How big is the market for fluorescent lighting fixtures that are sturdy enough to survive the chlorine-filled air of an indoor swimming pool?
Hardly big enough to get the serious attention of major manufacturers, maybe, but large enough to provide an important leg up for a Reno startup intent on carving itself a place in the lighting market.
Coming off first-year sales of about $1 million, LUX Dynamics projects sales of $2.2 million during 2010 as it puts together a network of about 85 dealers nationwide.
In fact, the company is investing nearly its entire annual marketing budget on a booth at a major trade show for the lighting industry in Las Vegas in May.
"We're counting on that to produce the big push," says John McCarty, one of the company's founders.
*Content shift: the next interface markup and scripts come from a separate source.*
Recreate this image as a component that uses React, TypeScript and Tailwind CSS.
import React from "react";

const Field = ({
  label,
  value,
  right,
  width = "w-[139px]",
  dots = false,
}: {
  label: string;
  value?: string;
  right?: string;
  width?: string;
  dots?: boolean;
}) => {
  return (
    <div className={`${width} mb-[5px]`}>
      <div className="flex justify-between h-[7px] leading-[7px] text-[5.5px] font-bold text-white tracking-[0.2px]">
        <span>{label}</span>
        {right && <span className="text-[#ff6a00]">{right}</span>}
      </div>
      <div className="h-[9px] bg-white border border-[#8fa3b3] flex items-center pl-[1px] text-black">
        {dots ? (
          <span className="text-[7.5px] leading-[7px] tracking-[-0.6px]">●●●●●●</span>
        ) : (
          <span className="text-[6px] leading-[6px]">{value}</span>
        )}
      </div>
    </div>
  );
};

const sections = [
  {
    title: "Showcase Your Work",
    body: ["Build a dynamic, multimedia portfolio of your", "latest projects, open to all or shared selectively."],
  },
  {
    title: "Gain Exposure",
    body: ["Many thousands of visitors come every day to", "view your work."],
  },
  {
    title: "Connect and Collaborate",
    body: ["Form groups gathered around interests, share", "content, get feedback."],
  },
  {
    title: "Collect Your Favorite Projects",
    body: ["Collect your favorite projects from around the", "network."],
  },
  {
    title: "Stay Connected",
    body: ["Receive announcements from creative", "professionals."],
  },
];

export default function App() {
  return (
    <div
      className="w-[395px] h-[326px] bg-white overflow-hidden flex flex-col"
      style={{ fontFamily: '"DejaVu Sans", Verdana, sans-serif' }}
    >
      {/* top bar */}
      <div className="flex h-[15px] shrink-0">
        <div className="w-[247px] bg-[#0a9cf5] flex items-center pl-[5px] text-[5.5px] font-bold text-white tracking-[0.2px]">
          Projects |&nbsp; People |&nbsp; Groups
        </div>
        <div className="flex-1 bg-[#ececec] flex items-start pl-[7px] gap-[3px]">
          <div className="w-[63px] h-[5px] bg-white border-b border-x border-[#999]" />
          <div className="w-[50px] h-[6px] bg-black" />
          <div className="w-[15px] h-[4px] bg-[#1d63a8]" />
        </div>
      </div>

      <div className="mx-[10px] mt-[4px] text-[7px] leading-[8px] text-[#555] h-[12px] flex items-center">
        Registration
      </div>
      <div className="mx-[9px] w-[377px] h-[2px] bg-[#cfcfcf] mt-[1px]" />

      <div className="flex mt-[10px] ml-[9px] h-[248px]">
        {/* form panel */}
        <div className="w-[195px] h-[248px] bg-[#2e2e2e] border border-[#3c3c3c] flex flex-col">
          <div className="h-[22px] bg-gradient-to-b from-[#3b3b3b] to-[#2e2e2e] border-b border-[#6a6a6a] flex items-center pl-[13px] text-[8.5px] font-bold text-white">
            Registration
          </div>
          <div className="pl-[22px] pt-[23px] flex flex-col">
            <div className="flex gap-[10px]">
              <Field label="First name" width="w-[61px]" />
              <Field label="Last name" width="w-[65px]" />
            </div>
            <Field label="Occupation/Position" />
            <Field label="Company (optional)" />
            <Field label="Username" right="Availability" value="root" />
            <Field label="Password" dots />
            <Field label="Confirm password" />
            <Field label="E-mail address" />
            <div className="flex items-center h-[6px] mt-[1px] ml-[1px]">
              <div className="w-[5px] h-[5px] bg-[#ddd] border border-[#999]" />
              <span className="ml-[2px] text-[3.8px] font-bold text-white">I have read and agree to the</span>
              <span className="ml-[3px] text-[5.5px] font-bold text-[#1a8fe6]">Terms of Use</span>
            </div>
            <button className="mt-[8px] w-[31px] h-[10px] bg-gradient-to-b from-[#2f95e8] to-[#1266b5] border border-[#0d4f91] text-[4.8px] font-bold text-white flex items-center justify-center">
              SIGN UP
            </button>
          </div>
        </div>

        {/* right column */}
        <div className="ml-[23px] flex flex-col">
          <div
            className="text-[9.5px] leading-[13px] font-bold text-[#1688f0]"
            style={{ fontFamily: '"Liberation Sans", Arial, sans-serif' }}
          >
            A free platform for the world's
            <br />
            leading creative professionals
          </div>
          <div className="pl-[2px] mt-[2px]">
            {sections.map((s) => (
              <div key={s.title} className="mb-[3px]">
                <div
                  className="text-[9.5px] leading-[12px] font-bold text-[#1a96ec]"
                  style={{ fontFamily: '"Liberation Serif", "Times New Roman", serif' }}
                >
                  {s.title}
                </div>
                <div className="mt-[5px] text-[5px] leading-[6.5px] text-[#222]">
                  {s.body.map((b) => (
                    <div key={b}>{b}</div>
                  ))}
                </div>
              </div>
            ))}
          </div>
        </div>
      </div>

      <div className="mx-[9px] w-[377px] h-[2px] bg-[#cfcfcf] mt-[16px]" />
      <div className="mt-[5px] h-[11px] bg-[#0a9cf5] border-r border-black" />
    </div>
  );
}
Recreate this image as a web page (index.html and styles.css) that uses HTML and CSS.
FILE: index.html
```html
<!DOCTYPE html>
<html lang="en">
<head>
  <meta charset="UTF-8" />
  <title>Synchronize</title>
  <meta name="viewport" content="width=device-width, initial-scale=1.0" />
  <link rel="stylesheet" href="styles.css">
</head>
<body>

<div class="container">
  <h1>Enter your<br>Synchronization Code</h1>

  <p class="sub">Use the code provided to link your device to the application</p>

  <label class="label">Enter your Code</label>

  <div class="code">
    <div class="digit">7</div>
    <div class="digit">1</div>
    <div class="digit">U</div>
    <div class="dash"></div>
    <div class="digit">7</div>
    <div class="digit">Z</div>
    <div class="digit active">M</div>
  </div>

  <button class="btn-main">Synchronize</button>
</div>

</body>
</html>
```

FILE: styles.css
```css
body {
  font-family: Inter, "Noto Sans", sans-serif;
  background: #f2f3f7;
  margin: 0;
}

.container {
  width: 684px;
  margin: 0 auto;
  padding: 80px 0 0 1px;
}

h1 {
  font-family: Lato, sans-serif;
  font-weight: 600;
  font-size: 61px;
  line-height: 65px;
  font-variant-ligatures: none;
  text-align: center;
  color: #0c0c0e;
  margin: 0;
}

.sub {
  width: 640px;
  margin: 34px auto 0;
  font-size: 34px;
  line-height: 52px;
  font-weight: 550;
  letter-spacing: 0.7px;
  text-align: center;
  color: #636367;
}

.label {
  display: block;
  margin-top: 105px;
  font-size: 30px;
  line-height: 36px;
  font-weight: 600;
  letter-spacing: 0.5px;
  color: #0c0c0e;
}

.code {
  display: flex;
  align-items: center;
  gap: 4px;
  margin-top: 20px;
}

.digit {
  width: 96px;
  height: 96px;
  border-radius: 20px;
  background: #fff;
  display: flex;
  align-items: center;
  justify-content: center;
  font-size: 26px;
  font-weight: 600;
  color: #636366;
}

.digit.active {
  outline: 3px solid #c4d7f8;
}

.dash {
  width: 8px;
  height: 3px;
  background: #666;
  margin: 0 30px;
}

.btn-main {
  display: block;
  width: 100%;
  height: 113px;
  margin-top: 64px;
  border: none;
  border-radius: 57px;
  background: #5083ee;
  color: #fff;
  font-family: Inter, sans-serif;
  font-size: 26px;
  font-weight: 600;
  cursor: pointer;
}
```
The company's pitch is two-fold:
First, LUX fixtures are built in the United States in Reno, as a matter of fact. As one of a small handful of American companies in the market, it wins lighting contracts that specify American-made products.
Second, the fixtures developed by co-founder Patrick O'Flaherty, a two-decade veteran of the lighting industry, are far sturdier than most of their competitors.
That's not exactly what O'Flaherty envisioned when he set out to produce a low-priced entrant into the market.
"It was the vision for a week," he laughs. "At the end, it was a Cadillac."
But the Cadillac has found a niche in swimming pools the company's first sale was lighting for the Alf Sorensen pool in Sparks and in high school gyms, where wiseacres have been trying to kick basketballs into fluorescent lights for decades.
"We built a brick," O'Flaherty says.
LUX Dynamics also is aggressively seeking a position in retrofits in industrial and distribution buildings, especially in states such as Nevada where utility company rebates cover much of the cost for companies that scrap older, low-efficiency lighting.
Although the company's products cost 10 to 15 percent more than competitors, O'Flaherty says their efficiency and availability as modules that can be configured to almost any use overcome the pricing disadvantage.
"With paybacks of less than a year, it becomes a no-brainer," McCarty says.
McCarty, a real estate investor squeezed by the recession, and O'Flaherty met as members of the Entrepreneurs Organization in Reno, and began sketching out the company in the autumn of 2008.
They've bootstrapped the company so far starting with only $70,000 in capital and have scrambled as the pace of orders has grown to about 1,000 fixtures a month.
"We done this as tightly as we could," says McCarty.
A key decision: LUX turned to Alpha Production Technologies, a Sparks organization that employs people with disabilities, to manufacture subassemblies. Alpha provides a flexible labor force, up to 85 workers at time, to meet the flow of orders to LUX.
At least half of the components in LUX Dynamics products are purchased from businesses in Reno and Sparks, and McCarty says suppliers such as A&B Precision Metals Inc. in Stead provided invaluable assistance.
The company's limited capital, meanwhile, has helped to keep its founders focused on a handful of product lines.
"We have more ideas than we have money," says O'Flaherty.